Sin embargo, Jesús de Nazaret se propuso evangelizar a la religión, ese
fenómeno en sí mismo ambiguo, que bien puede elevar al hombre hacia la
trascendencia, o bien atentar contra su autonomía y dignidad. Jesús lo hace
como testigo e Hijo de Dios, cuando, en lugar de ejercer la violencia, ocupa el
lugar de la víctima. Nos dice San Pablo,
“El cual, siendo de condición divina, no retuvo ávidamente el ser igual a Dios.

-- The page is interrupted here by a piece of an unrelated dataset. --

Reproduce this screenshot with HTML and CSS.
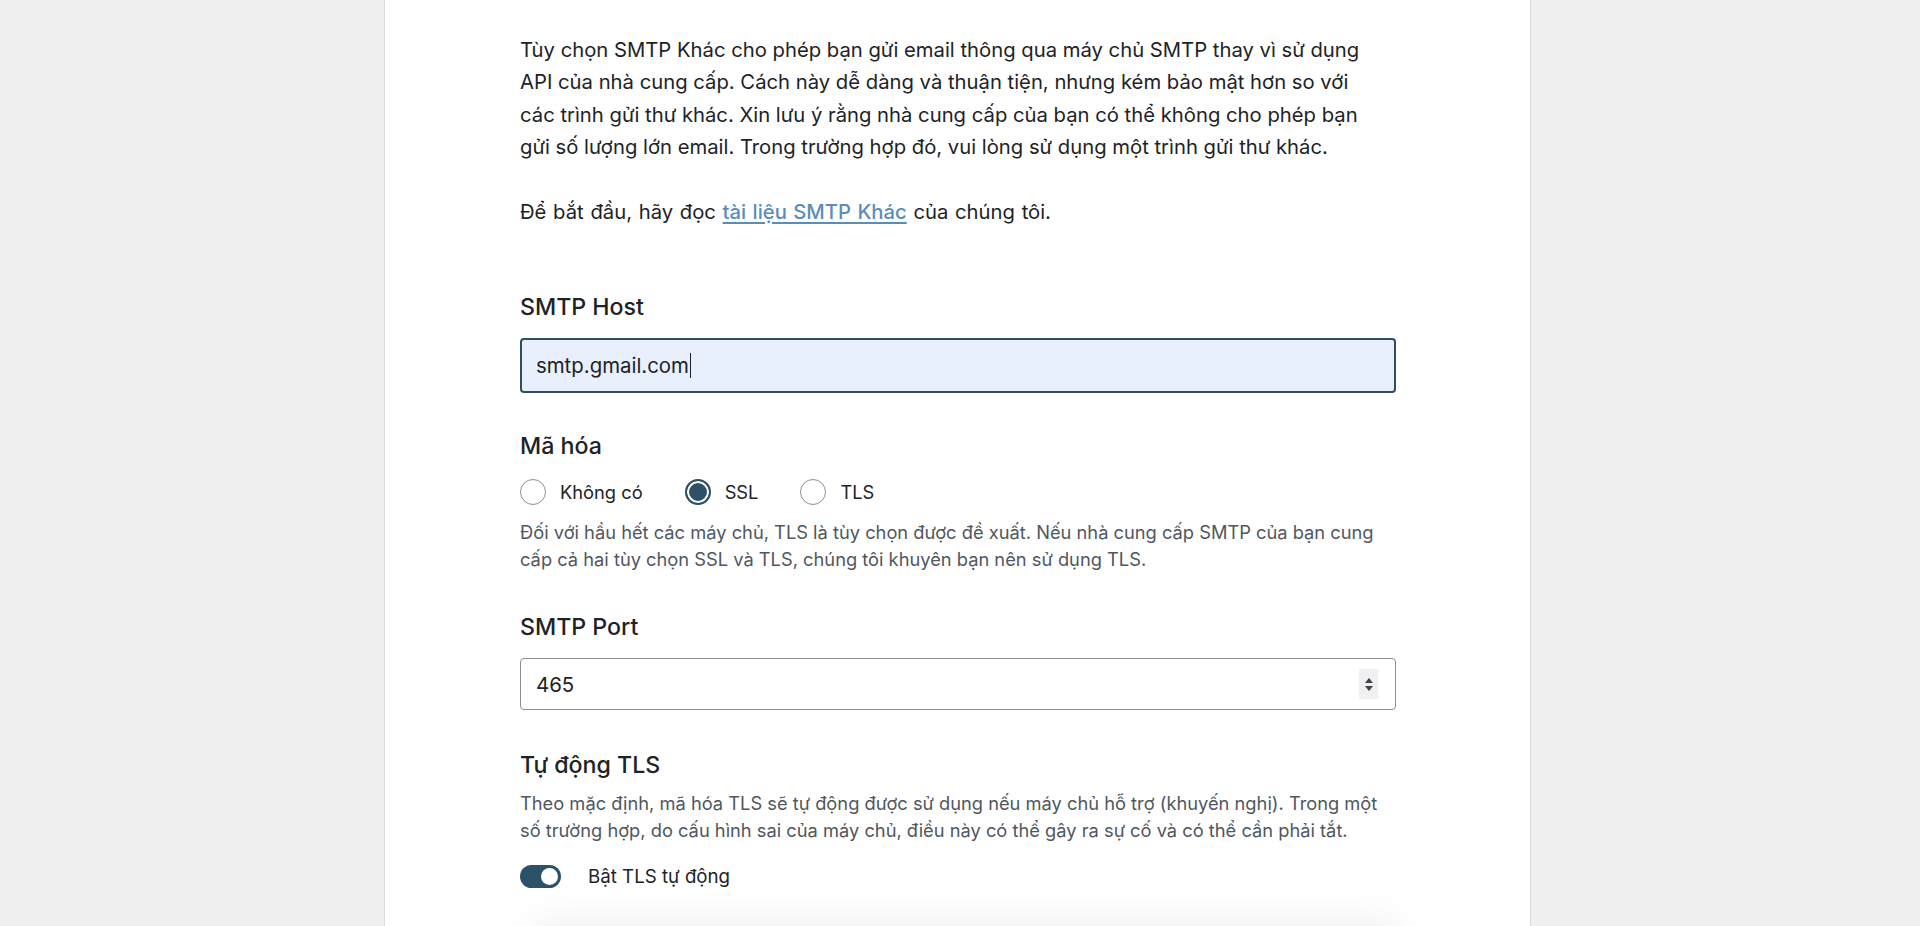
FILE: index.html
```html
<!DOCTYPE html>
<html lang="vi">
<head>
<meta charset="utf-8">
<title>SMTP Khác</title>
<link rel="stylesheet" href="styles.css">
</head>
<body>
<div class="page">
  <main class="panel">
    <p class="intro">Tùy chọn SMTP Khác cho phép bạn gửi email thông qua máy chủ SMTP thay vì sử dụng<br>API của nhà cung cấp. Cách này dễ dàng và thuận tiện, nhưng kém bảo mật hơn so với<br>các trình gửi thư khác. Xin lưu ý rằng nhà cung cấp của bạn có thể không cho phép bạn<br>gửi số lượng lớn email. Trong trường hợp đó, vui lòng sử dụng một trình gửi thư khác.</p>
    <p class="intro start">Để bắt đầu, hãy đọc <a href="#" class="link">tài liệu SMTP Khác</a> của chúng tôi.</p>

    <section class="field field-host">
      <label class="label">SMTP Host</label>
      <div class="input input-focus"><span>smtp.gmail.com</span><span class="caret"></span></div>
    </section>

    <section class="field field-enc">
      <div class="label">Mã hóa</div>
      <div class="radios">
        <span class="radio-item"><span class="radio"></span>Không có</span>
        <span class="radio-item"><span class="radio checked"></span>SSL</span>
        <span class="radio-item"><span class="radio"></span>TLS</span>
      </div>
      <p class="help help-enc">Đối với hầu hết các máy chủ, TLS là tùy chọn được đề xuất. Nếu nhà cung cấp SMTP của bạn cung<br>cấp cả hai tùy chọn SSL và TLS, chúng tôi khuyên bạn nên sử dụng TLS.</p>
    </section>

    <section class="field field-port">
      <label class="label">SMTP Port</label>
      <div class="input input-port"><span>465</span>
        <span class="spinner">
          <svg width="12" height="18" viewBox="0 0 12 18"><path d="M6 3 L10 8 L2 8 Z" fill="#3c434a"/><path d="M2 11 L10 11 L6 16 Z" fill="#3c434a"/></svg>
        </span>
      </div>
    </section>

    <section class="field field-tls">
      <div class="label">Tự động TLS</div>
      <p class="help help-tls">Theo mặc định, mã hóa TLS sẽ tự động được sử dụng nếu máy chủ hỗ trợ (khuyến nghị). Trong một<br>số trường hợp, do cấu hình sai của máy chủ, điều này có thể gây ra sự cố và có thể cần phải tắt.</p>
      <div class="toggle-row"><span class="toggle"><span class="knob"></span></span><span>Bật TLS tự động</span></div>
    </section>
    <div class="fade"></div>
  </main>
</div>
</body>
</html>
```
FILE: styles.css
```css
html, body {
  margin: 0;
  padding: 0;
  height: 926px;
  overflow: hidden;
  background: #f0f0f1;
  font-family: Inter, "Noto Sans", "Liberation Sans", sans-serif;
  color: #1d2327;
}
.page {
  display: flex;
  height: 926px;
}
.panel {
  position: relative;
  margin-left: 384px;
  width: 1147px;
  height: 926px;
  background: #fff;
  border-left: 1px solid #dcdcde;
  border-right: 1px solid #dcdcde;
  padding: 34px 0 0 135px;
  box-sizing: border-box;
  overflow: hidden;
}
.intro {
  width: 876px;
  margin: 0;
  font-size: 20.25px;
  line-height: 32.4px;
  color: #1d2327;
  white-space: nowrap;
}
.start {
  margin-top: 32px;
  word-spacing: 1px;
}
.link {
  color: #5b8dbb;
  font-weight: 500;
  text-decoration: underline;
  text-underline-offset: 3px;
}
.field {
  width: 876px;
}
.label {
  display: block;
  font-size: 23.2px;
  line-height: 30px;
  font-weight: 500;
  color: #1d2327;
}
.field-host { margin-top: 64px; }
.field-enc { margin-top: 38px; }
.field-port { margin-top: 39px; }
.field-tls { margin-top: 40px; }
.input {
  display: flex;
  align-items: center;
  margin-top: 16px;
  box-sizing: border-box;
  border-radius: 4px;
  font-size: 20.4px;
  padding: 0 15px;
}
.input-focus {
  height: 55px;
  background: #e8f0fe;
  border: 2px solid #2f4f5f;
  padding-left: 14px;
}
.caret {
  display: inline-block;
  width: 1.5px;
  height: 25px;
  background: #1d2327;
  margin-left: 1px;
}
.input-port {
  height: 52px;
  border: 1px solid #8c8f94;
  justify-content: space-between;
  margin-top: 16px;
}
.spinner {
  display: flex;
  align-items: center;
  justify-content: center;
  width: 19px;
  height: 30px;
  background: #f0f0f0;
  margin-right: 2px;
}
.radios {
  display: flex;
  align-items: center;
  height: 30px;
  margin-top: 16px;
  font-size: 18.3px;
}
.radio-item {
  display: flex;
  align-items: center;
  margin-right: 42px;
}
.radio {
  width: 26px;
  height: 26px;
  box-sizing: border-box;
  border: 1.5px solid #8c8f94;
  border-radius: 50%;
  margin-right: 14px;
  background: #fff;
}
.radio.checked {
  border: 2px solid #2f4f5f;
  background: #2b5268;
  box-shadow: inset 0 0 0 2px #fff;
}
.help {
  margin: 0;
  font-size: 18.3px;
  line-height: 27px;
  color: #50575e;
  white-space: nowrap;
}
.help-enc { margin-top: 12px; }
.help-tls { margin-top: 10px; }
.toggle-row {
  display: flex;
  align-items: center;
  margin-top: 20px;
  font-size: 18.7px;
  height: 24px;
}
.toggle {
  position: relative;
  width: 41px;
  height: 23px;
  border-radius: 12px;
  background: #2b5268;
  margin-right: 27px;
}
.knob {
  position: absolute;
  right: 3px;
  top: 3px;
  width: 17px;
  height: 17px;
  border-radius: 50%;
  background: #fff;
}
.fade {
  position: absolute;
  left: 150px;
  width: 860px;
  bottom: -60px;
  height: 60px;
  background: #fff;
  box-shadow: 0 -4px 40px rgba(0,0,0,0.07);
}
```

Sino que se despojó de sí mismo tomando la condición de siervo, haciéndose
semejante a los hombres; y se humilló a sí mismo obedeciendo hasta la muerte, y
muerte de cruz.” (Filipenses II, 6-8) En lugar de actuar desde el poder de
la autoridad que somete al siervo, se convierte a sí mismo en siervo y
servidor. Y cuando lava los pies a sus discípulos les pide hacer lo mismo con
su prójimo.
Y según San Juan, en la última cena les dice: “Nadie tiene mayor amor que el que da su vida por sus amigos. Vosotros
sois mis amigos si hacéis lo que yo os mando. No os llamo ya siervos, porque el
siervo no sabe lo que hace su amo; a vosotros os he llamado amigos, porque todo
lo que he oído a mi Padre os lo he dado a conocer”. (Juan XV, 13-15) Jesús
nunca actúa desde el poder. Se hace igual a nosotros y nos llama sus amigos. No
hay más jerarquía que la del amor. No pretende forzar a nadie sino invitarlo a
ser su discípulo. El Evangelio es siempre una invitación, nunca una imposición.

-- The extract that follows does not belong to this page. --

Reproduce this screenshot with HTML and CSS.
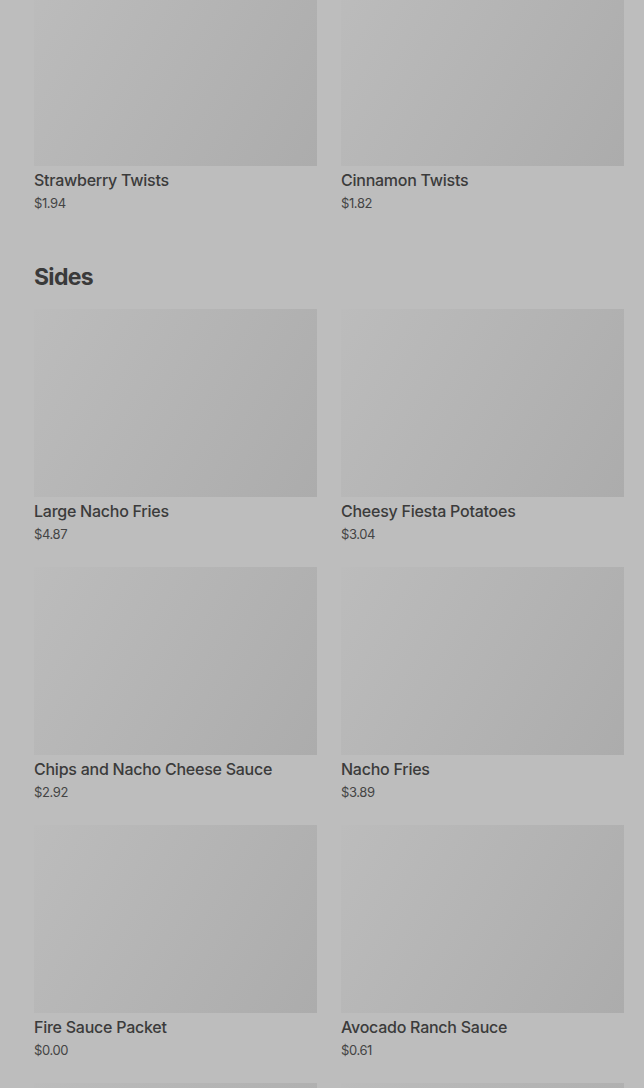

Esos discípulos se reunieron en memoria de Jesús para apoyarse
mutuamente y madurar su mensaje. Eran reuniones o asambleas (ekklesia en griego) que, con el tiempo se
fueron institucionalizando. Surgieron poderes, autoridades, servicios y
funciones las que, al ser reconocidas en la sociedad, incidieron en que la
solicitud por la organización interna desplazara a la sencillez, cordialidad y
amistad aconsejadas por Jesús. La iglesia como asamblea de hermanos iguales en
dignidad, se fue transformando en Iglesia como institución poderosa. El clero
terminó sometiendo a la comunidad.
Hoy comprobamos las consecuencias. El clero se autonomiza como poder no
solamente sobre sus fieles, sino sobre todos los ciudadanos. Una verdad, una ley, un solo culto. Resurge
así la faceta oscura de la religión, la amenaza, la imposición, el poder que
despoja de dignidad al sometido. Un clero que no rinde cuentas a nadie, puede
entonces abusar del poder y ejercer violencia. Ya no hay hermanos sino
súbditos.
El que esta tendencia haya hecho explosión en la Iglesia chilena es una
buena noticia. Su renovación no puede consistir sino en un regreso a su
Maestro, al Jesús que evangelizó a la religión, que fue víctima en vez de
victimario, y nos invita a tratarnos como él quiso tratarnos, como amigos, como
servidores, como hermanos, nunca como déspotas sobre otros.
Andrés Opazo
Muy de acuerdo, de eso se sigue que es hora ya que laicas y laicos se hagan cargo de la iglesia en todo lo administrativo y encarguen a consagradas / -os lo estrictamente concerniente a la liturgia y los sacramentos.